Task goal: How many lines of the records below contain the word "page"? Answer with the number alone.

Exercise material:

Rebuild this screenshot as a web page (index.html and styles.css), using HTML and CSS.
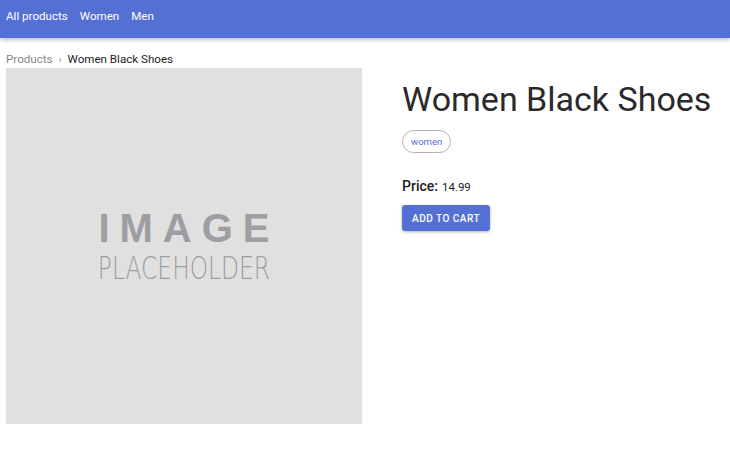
FILE: index.html
```html
<!DOCTYPE html>
<html>
<head>
<meta charset="utf-8">
<link rel="stylesheet" href="styles.css">
</head>
<body>
<header class="topbar">
  <nav class="nav">
    <a class="nav-link" href="#">All products</a>
    <a class="nav-link" href="#">Women</a>
    <a class="nav-link" href="#">Men</a>
  </nav>
</header>
<main class="page">
  <div class="crumbs">
    <a class="crumb" href="#">Products</a>
    <span class="sep">›</span>
    <span class="crumb-current">Women Black Shoes</span>
  </div>
  <div class="product">
    <div class="image">
      <div class="ph-big">IMAGE</div>
      <div class="ph-small">PLACEHOLDER</div>
    </div>
    <div class="info">
      <h1 class="title">Women Black Shoes</h1>
      <div class="tags"><span class="chip">women</span></div>
      <div class="price"><span class="price-label">Price:</span> <span class="price-value">14.99</span></div>
      <button class="btn">ADD TO CART</button>
    </div>
  </div>
</main>
</body>
</html>
```
FILE: styles.css
```css
* { box-sizing: border-box; }
body {
  margin: 0;
  font-family: Roboto, "Liberation Sans", sans-serif;
  background: #fff;
  color: #222;
}
.topbar {
  height: 38px;
  background: #5570d4;
  box-shadow: 0 2px 4px rgba(0,0,0,0.25);
  display: flex;
  align-items: flex-start;
  padding: 9px 6px 0;
}
.nav { display: flex; gap: 12px; }
.nav-link {
  color: #fff;
  text-decoration: none;
  font-size: 11.6px;
  line-height: 14px;
}
.page { padding: 0 6px; }
.crumbs {
  margin-top: 14px;
  font-size: 11.6px;
  display: flex;
  align-items: center;
  gap: 6px;
  height: 14px;
}
.crumb { color: #888; text-decoration: none; }
.sep { color: #888; font-size: 10px; }
.crumb-current { color: #222; }
.product {
  display: flex;
  gap: 40px;
  margin-top: 2px;
}
.image {
  width: 356px;
  height: 356px;
  background: #e0e0e0;
  display: flex;
  flex-direction: column;
  align-items: center;
  justify-content: center;
  color: #9d9da2;
  padding-top: 0;
}
.ph-big {
  font-family: "Liberation Sans", sans-serif;
  font-weight: 700;
  font-size: 40px;
  letter-spacing: 10px;
  margin-right: -10px;
  line-height: 40px;
}
.ph-small {
  font-family: "DejaVu Sans", sans-serif;
  font-weight: 200;
  font-size: 32px;
  line-height: 32px;
  transform: scaleX(0.73);
  margin-top: 4px;
  white-space: nowrap;
}
.info { padding-top: 9px; }
.title {
  margin: 0;
  font-weight: 400;
  font-size: 34px;
  line-height: 44px;
  color: #2a2a2a;
}
.tags { margin-top: 9px; }
.chip {
  display: inline-block;
  border: 1px solid #b0b0b8;
  border-radius: 12px;
  height: 23px;
  line-height: 21px;
  padding: 0 8px;
  font-size: 9.5px;
  color: #5570d4;
}
.price { margin-top: 23px; }
.price-label { font-size: 14px; font-weight: 500; }
.price-value { font-size: 11.5px; }
.btn {
  margin-top: 10px;
  background: #5570d4;
  color: #fff;
  border: none;
  border-radius: 3px;
  height: 26px;
  width: 88px;
  font-family: Roboto, sans-serif;
  font-weight: 500;
  font-size: 10px;
  letter-spacing: 0.5px;
  box-shadow: 0 1px 3px rgba(0,0,0,0.3);
  padding: 0;
}
```
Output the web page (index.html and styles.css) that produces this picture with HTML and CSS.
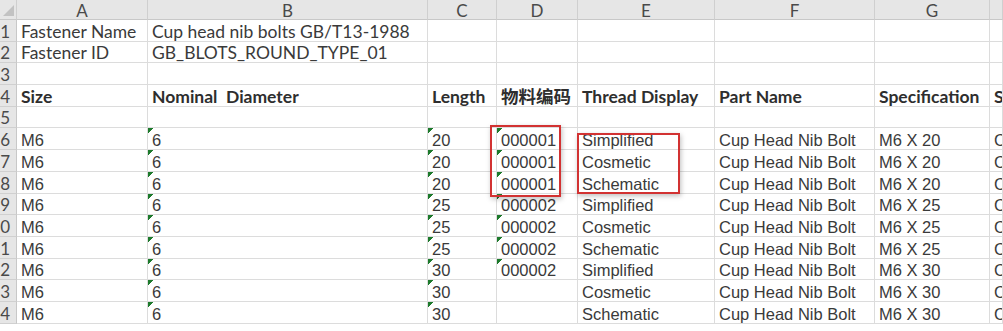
FILE: index.html
```html
<!DOCTYPE html>
<html>
<head>
<meta charset="utf-8">
<link rel="stylesheet" href="styles.css">
</head>
<body>
<div class="sheet">
  <div class="grid">
    <div class="ch corner"><span class="tri"></span></div>
    <div class="ch">A</div><div class="ch">B</div><div class="ch">C</div><div class="ch">D</div><div class="ch">E</div><div class="ch">F</div><div class="ch">G</div><div class="ch"></div>

    <div class="rh">1</div><div class="c lt">Fastener Name</div><div class="c lt">Cup head nib bolts GB/T13-1988</div><div class="c"></div><div class="c"></div><div class="c"></div><div class="c"></div><div class="c"></div><div class="c"></div>
    <div class="rh">2</div><div class="c lt">Fastener ID</div><div class="c lt">GB_BLOTS_ROUND_TYPE_01</div><div class="c"></div><div class="c"></div><div class="c"></div><div class="c"></div><div class="c"></div><div class="c"></div>
    <div class="rh">3</div><div class="c"></div><div class="c"></div><div class="c"></div><div class="c"></div><div class="c"></div><div class="c"></div><div class="c"></div><div class="c"></div>
    <div class="rh">4</div><div class="c b">Size</div><div class="c b">Nominal&nbsp; Diameter</div><div class="c b">Length</div><div class="c b">物料编码</div><div class="c b">Thread Display</div><div class="c b">Part Name</div><div class="c b">Specification</div><div class="c b">S</div>
    <div class="rh">5</div><div class="c"></div><div class="c"></div><div class="c"></div><div class="c"></div><div class="c"></div><div class="c"></div><div class="c"></div><div class="c"></div>

    <div class="rh">6</div><div class="c">M6</div><div class="c t">6</div><div class="c t">20</div><div class="c t">000001</div><div class="c">Simplified</div><div class="c">Cup Head Nib Bolt</div><div class="c">M6 X 20</div><div class="c">C</div>
    <div class="rh">7</div><div class="c">M6</div><div class="c t">6</div><div class="c t">20</div><div class="c t">000001</div><div class="c">Cosmetic</div><div class="c">Cup Head Nib Bolt</div><div class="c">M6 X 20</div><div class="c">C</div>
    <div class="rh">8</div><div class="c">M6</div><div class="c t">6</div><div class="c t">20</div><div class="c t">000001</div><div class="c">Schematic</div><div class="c">Cup Head Nib Bolt</div><div class="c">M6 X 20</div><div class="c">C</div>
    <div class="rh">9</div><div class="c">M6</div><div class="c t">6</div><div class="c t">25</div><div class="c t">000002</div><div class="c">Simplified</div><div class="c">Cup Head Nib Bolt</div><div class="c">M6 X 25</div><div class="c">C</div>
    <div class="rh">10</div><div class="c">M6</div><div class="c t">6</div><div class="c t">25</div><div class="c t">000002</div><div class="c">Cosmetic</div><div class="c">Cup Head Nib Bolt</div><div class="c">M6 X 25</div><div class="c">C</div>
    <div class="rh">11</div><div class="c">M6</div><div class="c t">6</div><div class="c t">25</div><div class="c t">000002</div><div class="c">Schematic</div><div class="c">Cup Head Nib Bolt</div><div class="c">M6 X 25</div><div class="c">C</div>
    <div class="rh">12</div><div class="c">M6</div><div class="c t">6</div><div class="c t">30</div><div class="c t">000002</div><div class="c">Simplified</div><div class="c">Cup Head Nib Bolt</div><div class="c">M6 X 30</div><div class="c">C</div>
    <div class="rh">13</div><div class="c">M6</div><div class="c t">6</div><div class="c t">30</div><div class="c"></div><div class="c">Cosmetic</div><div class="c">Cup Head Nib Bolt</div><div class="c">M6 X 30</div><div class="c">C</div>
    <div class="rh">14</div><div class="c">M6</div><div class="c t">6</div><div class="c t">30</div><div class="c"></div><div class="c">Schematic</div><div class="c">Cup Head Nib Bolt</div><div class="c">M6 X 30</div><div class="c">C</div>
  </div>
  <div class="mark mark-code"></div>
  <div class="mark mark-thread"></div>
</div>
</body>
</html>
```
FILE: styles.css
```css
html, body {
  margin: 0;
  padding: 0;
  background: #ffffff;
}
.sheet {
  position: relative;
  width: 1003px;
  height: 331px;
  overflow: hidden;
  font-family: "Liberation Sans", Arial, sans-serif;
  color: #3a3a3a;
}
.grid {
  display: grid;
  grid-template-columns: 17px 131px 280px 69px 81px 137px 160px 115px 13px;
  grid-template-rows: 20px repeat(14, 21.7px);
}
.ch {
  background: #e6e6e6;
  border-right: 1px solid #cfcfcf;
  border-bottom: 1px solid #c8c8c8;
  box-sizing: border-box;
  text-align: center;
  font-family: "Lato", "Liberation Sans", sans-serif;
  font-size: 17px;
  line-height: 21px;
  color: #4a4a4a;
}
.corner {
  display: flex;
  align-items: flex-end;
  justify-content: flex-end;
  padding: 0 2px 3px 0;
}
.tri {
  width: 0;
  height: 0;
  border-left: 11px solid transparent;
  border-bottom: 11px solid #c2c2c2;
}
.rh {
  background: #e6e6e6;
  border-right: 1px solid #c8c8c8;
  border-bottom: 1px solid #d0d0d0;
  box-sizing: border-box;
  overflow: hidden;
  display: flex;
  justify-content: flex-end;
  align-items: flex-end;
  padding: 0 6px 0 0;
  font-family: "Lato", "Liberation Sans", sans-serif;
  font-size: 17px;
  line-height: 19px;
  color: #4a4a4a;
  white-space: nowrap;
}
.c {
  border-right: 1px solid #dcdcdc;
  border-bottom: 1px solid #dcdcdc;
  box-sizing: border-box;
  display: flex;
  align-items: flex-end;
  padding: 0 0 0 4px;
  font-size: 16.5px;
  line-height: 18px;
  white-space: nowrap;
  overflow: hidden;
}
.lt {
  font-family: "Lato", "Liberation Sans", sans-serif;
  font-size: 17.5px;
}
.b {
  font-family: "Lato", "Noto Sans CJK SC", sans-serif;
  font-weight: 700;
  font-size: 17.5px;
  color: #2e2e2e;
}
.t {
  background: linear-gradient(135deg, #1d7a2c 0 4px, transparent 4px) no-repeat 0 0 / 7px 7px;
}
.mark {
  position: absolute;
  border: 2px solid #d23232;
  box-shadow: 1px 2px 5px rgba(0, 0, 0, 0.25);
}
.mark-code {
  left: 490px;
  top: 125px;
  width: 67px;
  height: 68px;
}
.mark-thread {
  left: 577px;
  top: 133px;
  width: 99px;
  height: 57px;
}
```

Solution to the exercise: 4